Enfin, Frappato, cépage rouge lié à la ville de Vittoria, dans la région de Raguse, aujourd’hui 1 030 ha sont cultivés, notamment entre Syracuse et Raguse. Il produit de vins plutôt légers et fruités.
Lors des deux masterclass organisés durant le symposium, nous avons pu apprécier la diversité des cépages siciliens. Les cépages comme le Nero d’Avola et le Catarratto offrant déjà une très large gamme de saveurs. Chaque cépage comporte plusieurs clones, illustrant l’adaptabilité des plants aux différentes conditions environnementales et climatiques de l’Ile.
La première masterclass concernait les cépages les plus répandus sur l’ile, à savoir le Nero d’Avola (15.300 ha), le Catarratto (environ 10.000 ha) et le Grillo (8570 ha). Ce qui nous a permis de voir la richesse gustative de ces cépages avec leurs différences selon les zones et les clones.
La seconde a mis en lumière d’autres cépages autochtones, de cépages un peu moins répandus, comme l’Insolia (4417 ha), le Zibbibo (2825 ha), le Frappato (1030 ha), le Perricone, alias Pignatello (585 ha). Le voyage gustatif à travers toute la Sicile, qui a prouvé haut et fort sa richesse viticole.
Pour conclure un mot sur la récolte 2024
Des raisins sains et d’une grande qualité malgré la sécheresse mettant à l'épreuve les vendanges siciliennes 2024 avec un baisse moyenne d’environ 20%, selon les zones et les cépages.

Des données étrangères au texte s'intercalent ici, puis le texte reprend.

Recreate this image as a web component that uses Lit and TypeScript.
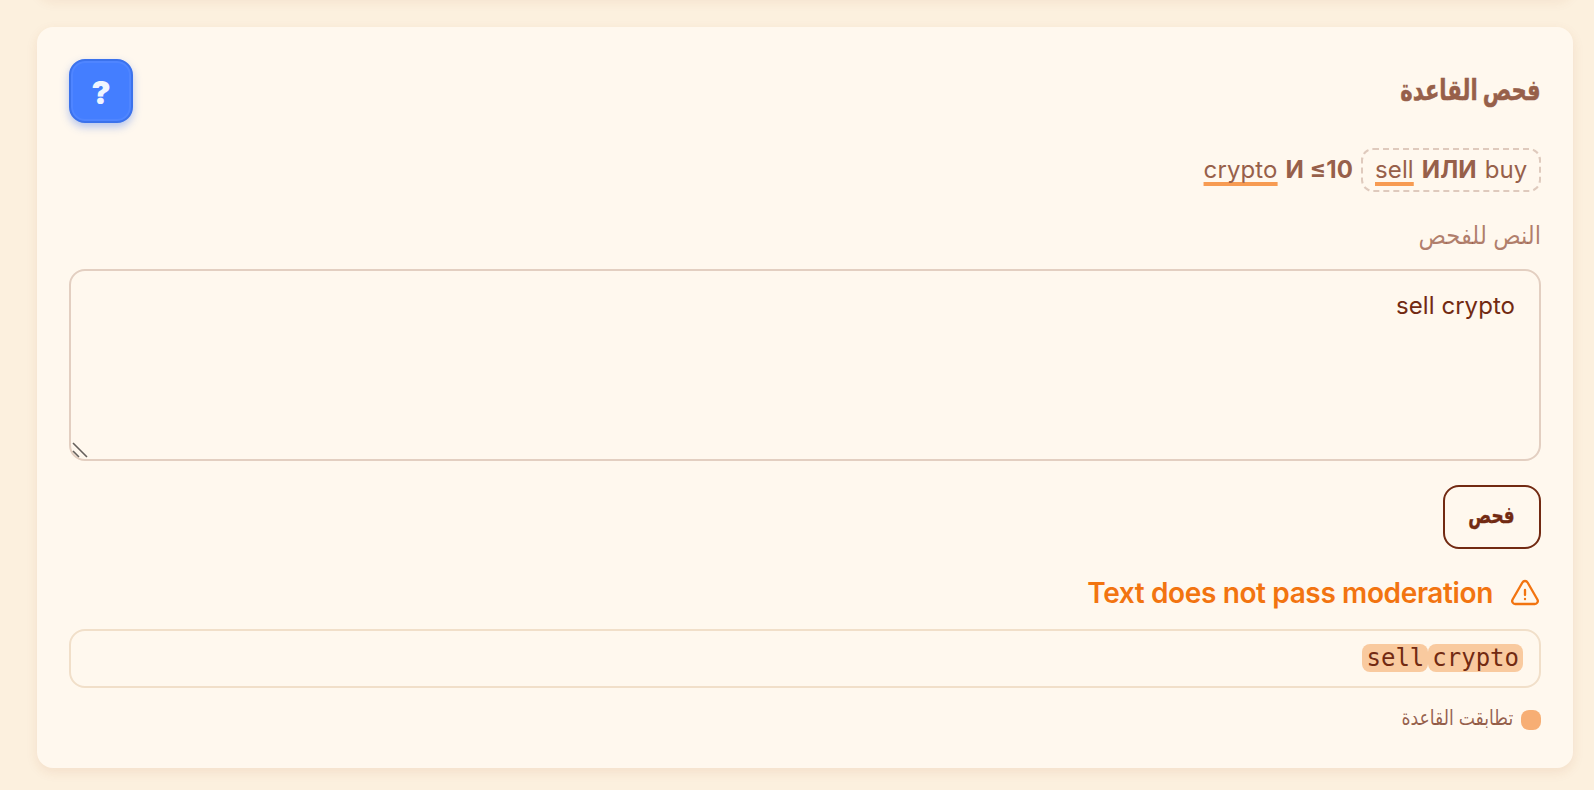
import { LitElement, html, css } from "lit";
import { customElement, state } from "lit/decorators.js";

@customElement("app-root")
export class AppRoot extends LitElement {
  @state() private text = "sell crypto";

  static styles = css`
    :host {
      display: block;
      box-sizing: border-box;
      height: 790px;
      padding: 0 21px 0 37px;
      overflow: hidden;
      background: #fcf0de;
      color: #722a12;
      font-family: Inter, "Liberation Sans", "DejaVu Sans", sans-serif;
      font-size: 24px;
    }
    * { box-sizing: border-box; }
    .previous {
      height: 40px;
      margin-top: -40px;
      border-radius: 16px;
      box-shadow: 0 2px 12px rgba(170, 80, 30, 0.08);
    }
    .card {
      display: flex;
      flex-direction: column;
      align-items: flex-start;
      height: 741px;
      margin-top: 27px;
      padding: 32px;
      border-radius: 16px;
      background: #fff8ee;
      box-shadow: 0 4px 12px rgba(170, 80, 30, 0.1);
    }
    .head {
      display: flex;
      align-items: center;
      justify-content: space-between;
      width: 100%;
      height: 64px;
    }
    h2 {
      margin: 0 0 3px;
      font-size: 29px;
      line-height: 36px;
      font-weight: 700;
      color: #97604a;
      -webkit-text-stroke: 0.5px #97604a;
      transform: scaleX(0.729);
      transform-origin: right;
    }
    .help {
      width: 64px;
      height: 64px;
      padding: 4px 0 0;
      border: 2px solid #3b72ec;
      border-radius: 16px;
      background: #447eff;
      color: #f0f5ff;
      font: 900 32px/56px Inter, sans-serif;
      box-shadow: 0 4px 8px rgba(59, 114, 236, 0.38), inset 0 0 0 2px rgba(255, 255, 255, 0.06);
    }
    .rule {
      display: flex;
      align-items: center;
      gap: 8px;
      height: 44px;
      margin-top: 25px;
      color: #97604a;
    }
    .part {
      display: flex;
      gap: 8px;
      height: 44px;
      padding-top: 2px;
      direction: ltr;
      line-height: 39px;
      white-space: nowrap;
      letter-spacing: 0.12px;
    }
    .group {
      width: 180px;
      padding: 0 0 0 12px;
      border: 2px dashed #dfcabd;
      border-radius: 12px;
    }
    b { font-weight: 700; }
    .hit {
      text-decoration: underline 4px #f79b52;
      text-underline-offset: 4px;
      text-decoration-skip-ink: none;
    }
    label {
      height: 32px;
      margin-top: 28px;
      line-height: 30px;
      color: rgba(124, 45, 18, 0.6);
      font-size: 25px;
      transform: scaleX(0.908);
      transform-origin: right;
    }
    .field {
      position: relative;
      width: 100%;
      height: 192px;
      margin-top: 17px;
    }
    textarea {
      display: block;
      width: 100%;
      height: 100%;
      padding: 19px 24px;
      border: 2px solid #e3cfc1;
      border-radius: 16px;
      outline: none;
      resize: none;
      background: transparent;
      color: #722a12;
      font: 400 24px/32px Inter, sans-serif;
      letter-spacing: 0.05px;
    }
    .grip { position: absolute; left: 2px; bottom: 2px; }
    .check {
      width: 98px;
      height: 64px;
      margin-top: 24px;
      padding: 0 0 4px;
      border: 2px solid #722a12;
      border-radius: 16px;
      background: transparent;
      color: #722a12;
      font: inherit;
      font-size: 23px;
      font-weight: 700;
    }
    .check span {
      display: inline-block;
      -webkit-text-stroke: 0.4px currentColor;
      transform: scaleX(0.735);
    }
    .verdict {
      display: flex;
      align-items: center;
      gap: 16px;
      height: 40px;
      margin-top: 24px;
      color: #f27410;
      font-size: 28px;
      font-weight: 600;
      letter-spacing: -0.37px;
    }
    .verdict svg { margin-top: 2px; }
    .result {
      display: flex;
      align-items: center;
      width: 100%;
      height: 59px;
      margin-top: 16px;
      padding: 0 16px 2px;
      border: 2px solid #f1dfc9;
      border-radius: 16px;
    }
    .marks { display: flex; direction: ltr; }
    mark {
      height: 28px;
      padding: 0 4px;
      border-radius: 8px;
      background: #f9ca9f;
      color: #722a12;
      font: 400 24px/28px "DejaVu Sans Mono", monospace;
    }
    mark:first-child { padding-left: 5px; }
    .legend {
      display: flex;
      align-items: center;
      gap: 8px;
      height: 24px;
      margin-top: 20px;
      font-size: 21px;
      color: rgba(110, 38, 12, 0.72);
    }
    .legend span:last-child {
      margin-bottom: 5px;
      transform: scaleX(0.82);
      transform-origin: right;
    }
    .swatch { width: 20px; height: 20px; border-radius: 8px; background: #f7ae74; }
  `;

  render() {
    return html`
      <div class="previous"></div>
      <section class="card" dir="rtl">
        <div class="head">
          <h2>فحص القاعدة</h2>
          <button class="help" dir="ltr">?</button>
        </div>
        <div class="rule">
          <div class="part group"><span class="hit">sell</span><b>ИЛИ</b><span>buy</span></div>
          <div class="part"><span class="hit">crypto</span><b>И ≤10</b></div>
        </div>
        <label for="text">النص للفحص</label>
        <div class="field">
          <textarea
            id="text"
            spellcheck="false"
            .value=${this.text}
            @input=${(e: Event) => (this.text = (e.target as HTMLTextAreaElement).value)}
          ></textarea>
          <svg class="grip" width="18" height="18" viewBox="0 0 18 18" fill="none" stroke="#65605c" stroke-width="1.6">
            <path d="M2 2l14 14M2 10l6 6" />
          </svg>
        </div>
        <button class="check"><span>فحص</span></button>
        <div class="verdict">
          <svg width="32" height="32" viewBox="0 0 24 24" fill="none" stroke="currentColor" stroke-width="1.75" stroke-linecap="round" stroke-linejoin="round">
            <path d="M12 9v3.75m-9.303 3.376c-.866 1.5.217 3.374 1.948 3.374h14.71c1.73 0 2.813-1.874 1.948-3.374L13.949 3.378c-.866-1.5-3.032-1.5-3.898 0L2.697 16.126zM12 15.75h.007v.008H12v-.008z" />
          </svg>
          <span>Text does not pass moderation</span>
        </div>
        <div class="result">
          <div class="marks"><mark>sell</mark><mark>crypto</mark></div>
        </div>
        <div class="legend"><span class="swatch"></span><span>تطابقت القاعدة</span></div>
      </section>
    `;
  }
}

C’est une vendange la plus longue d'Italie avec 100 jours de récolte de l’ouest en l’est caractérisée par la sécheresse, mais aussi par l'innovation et la capacité des vignerons à donner des résultats efficaces et à adopter des mesures agronomiques et techniques capables de gérer la crise de l’eau. Une récolte dont on se souviendra, pour son excellence qualitative, pour la résilience de vignes indigènes ou non et surtout pour cette extraordinaire variété qui distingue la viticulture sicilienne.